### [What to produce]
In your copy, leave out the pictures; write out all the data exactly.

### [Supplied information]
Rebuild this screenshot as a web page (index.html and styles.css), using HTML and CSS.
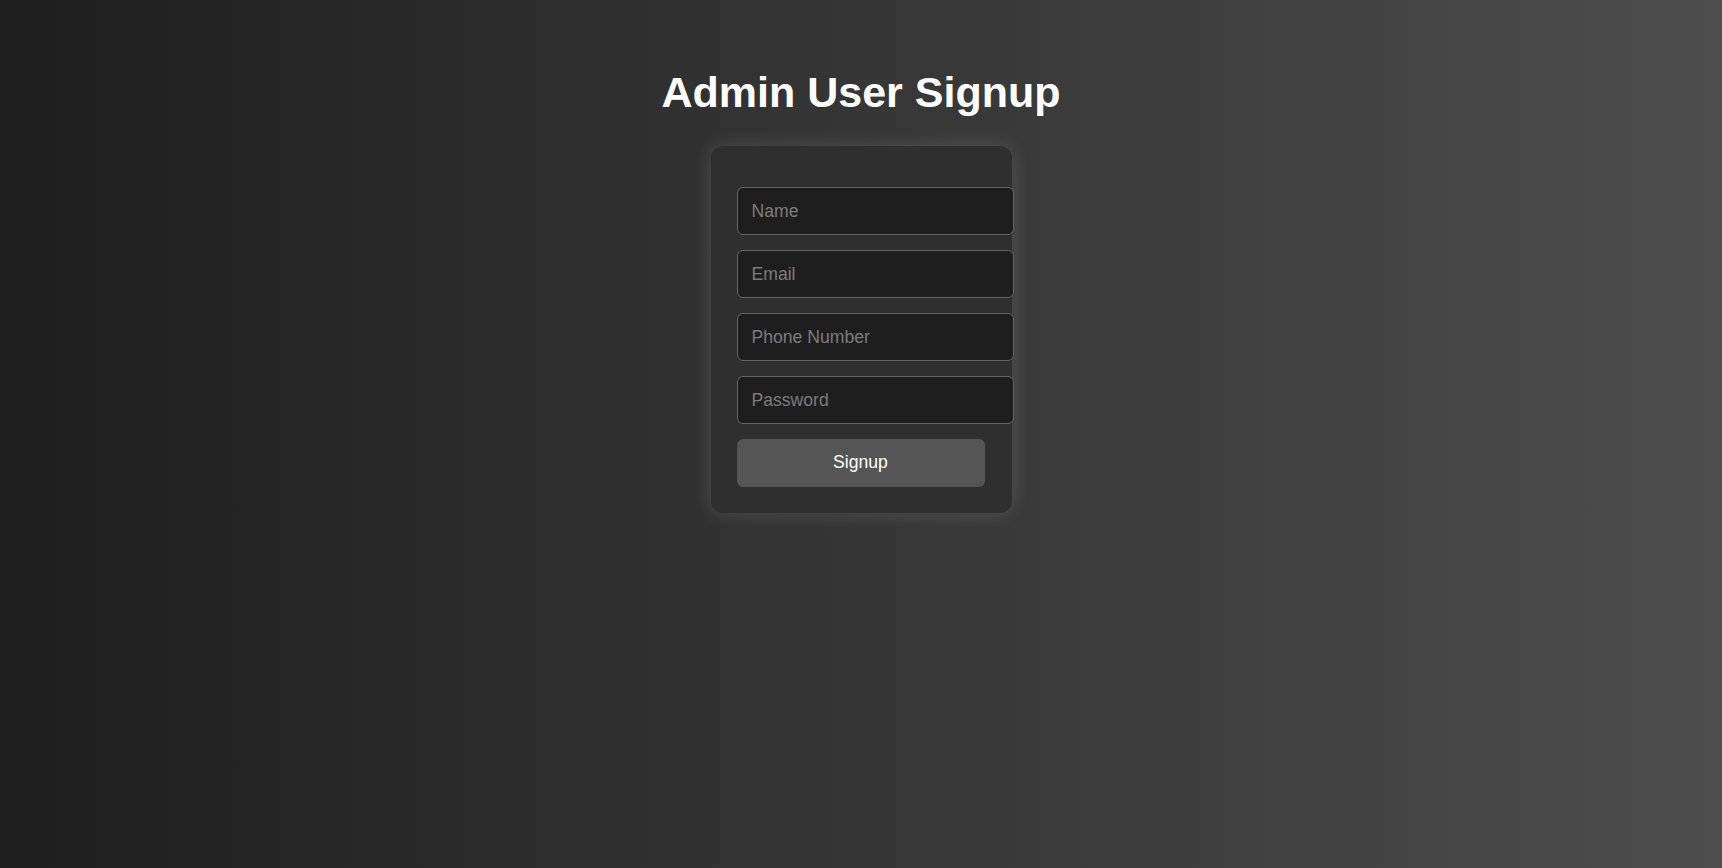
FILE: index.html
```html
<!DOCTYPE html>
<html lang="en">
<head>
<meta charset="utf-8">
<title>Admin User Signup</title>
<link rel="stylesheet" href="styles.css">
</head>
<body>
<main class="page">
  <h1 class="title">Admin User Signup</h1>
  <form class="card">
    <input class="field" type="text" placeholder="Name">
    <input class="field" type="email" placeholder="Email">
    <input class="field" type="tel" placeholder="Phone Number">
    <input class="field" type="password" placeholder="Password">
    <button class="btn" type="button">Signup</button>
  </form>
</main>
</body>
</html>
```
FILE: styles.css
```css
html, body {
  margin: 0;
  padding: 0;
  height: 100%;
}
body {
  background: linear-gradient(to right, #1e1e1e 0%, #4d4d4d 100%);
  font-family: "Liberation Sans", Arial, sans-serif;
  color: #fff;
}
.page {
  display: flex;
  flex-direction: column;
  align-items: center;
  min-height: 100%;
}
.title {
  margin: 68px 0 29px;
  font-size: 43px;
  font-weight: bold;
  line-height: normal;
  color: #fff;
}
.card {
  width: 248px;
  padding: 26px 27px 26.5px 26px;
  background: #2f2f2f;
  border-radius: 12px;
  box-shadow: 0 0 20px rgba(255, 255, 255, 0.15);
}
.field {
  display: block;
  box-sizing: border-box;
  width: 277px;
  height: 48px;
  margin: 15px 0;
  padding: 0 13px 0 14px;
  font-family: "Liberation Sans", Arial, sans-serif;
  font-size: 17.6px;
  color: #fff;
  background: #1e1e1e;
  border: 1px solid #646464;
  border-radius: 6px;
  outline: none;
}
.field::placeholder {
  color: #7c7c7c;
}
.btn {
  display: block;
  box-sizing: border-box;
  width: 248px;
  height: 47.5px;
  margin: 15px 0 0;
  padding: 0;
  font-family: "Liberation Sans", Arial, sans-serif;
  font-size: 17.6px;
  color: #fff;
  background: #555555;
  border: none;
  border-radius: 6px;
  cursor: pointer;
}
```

### [Reply to the exercise]
Rebuild this screenshot as a web page (index.html and styles.css), using HTML and CSS.
FILE: index.html
```html
<!DOCTYPE html>
<html lang="en">
<head>
<meta charset="utf-8">
<title>Admin User Signup</title>
<link rel="stylesheet" href="styles.css">
</head>
<body>
<main class="page">
  <h1 class="title">Admin User Signup</h1>
  <form class="card">
    <input class="field" type="text" placeholder="Name">
    <input class="field" type="email" placeholder="Email">
    <input class="field" type="tel" placeholder="Phone Number">
    <input class="field" type="password" placeholder="Password">
    <button class="btn" type="button">Signup</button>
  </form>
</main>
</body>
</html>
```
FILE: styles.css
```css
html, body {
  margin: 0;
  padding: 0;
  height: 100%;
}
body {
  background: linear-gradient(to right, #1e1e1e 0%, #4d4d4d 100%);
  font-family: "Liberation Sans", Arial, sans-serif;
  color: #fff;
}
.page {
  display: flex;
  flex-direction: column;
  align-items: center;
  min-height: 100%;
}
.title {
  margin: 68px 0 29px;
  font-size: 43px;
  font-weight: bold;
  line-height: normal;
  color: #fff;
}
.card {
  width: 248px;
  padding: 26px 27px 26.5px 26px;
  background: #2f2f2f;
  border-radius: 12px;
  box-shadow: 0 0 20px rgba(255, 255, 255, 0.15);
}
.field {
  display: block;
  box-sizing: border-box;
  width: 277px;
  height: 48px;
  margin: 15px 0;
  padding: 0 13px 0 14px;
  font-family: "Liberation Sans", Arial, sans-serif;
  font-size: 17.6px;
  color: #fff;
  background: #1e1e1e;
  border: 1px solid #646464;
  border-radius: 6px;
  outline: none;
}
.field::placeholder {
  color: #7c7c7c;
}
.btn {
  display: block;
  box-sizing: border-box;
  width: 248px;
  height: 47.5px;
  margin: 15px 0 0;
  padding: 0;
  font-family: "Liberation Sans", Arial, sans-serif;
  font-size: 17.6px;
  color: #fff;
  background: #555555;
  border: none;
  border-radius: 6px;
  cursor: pointer;
}
```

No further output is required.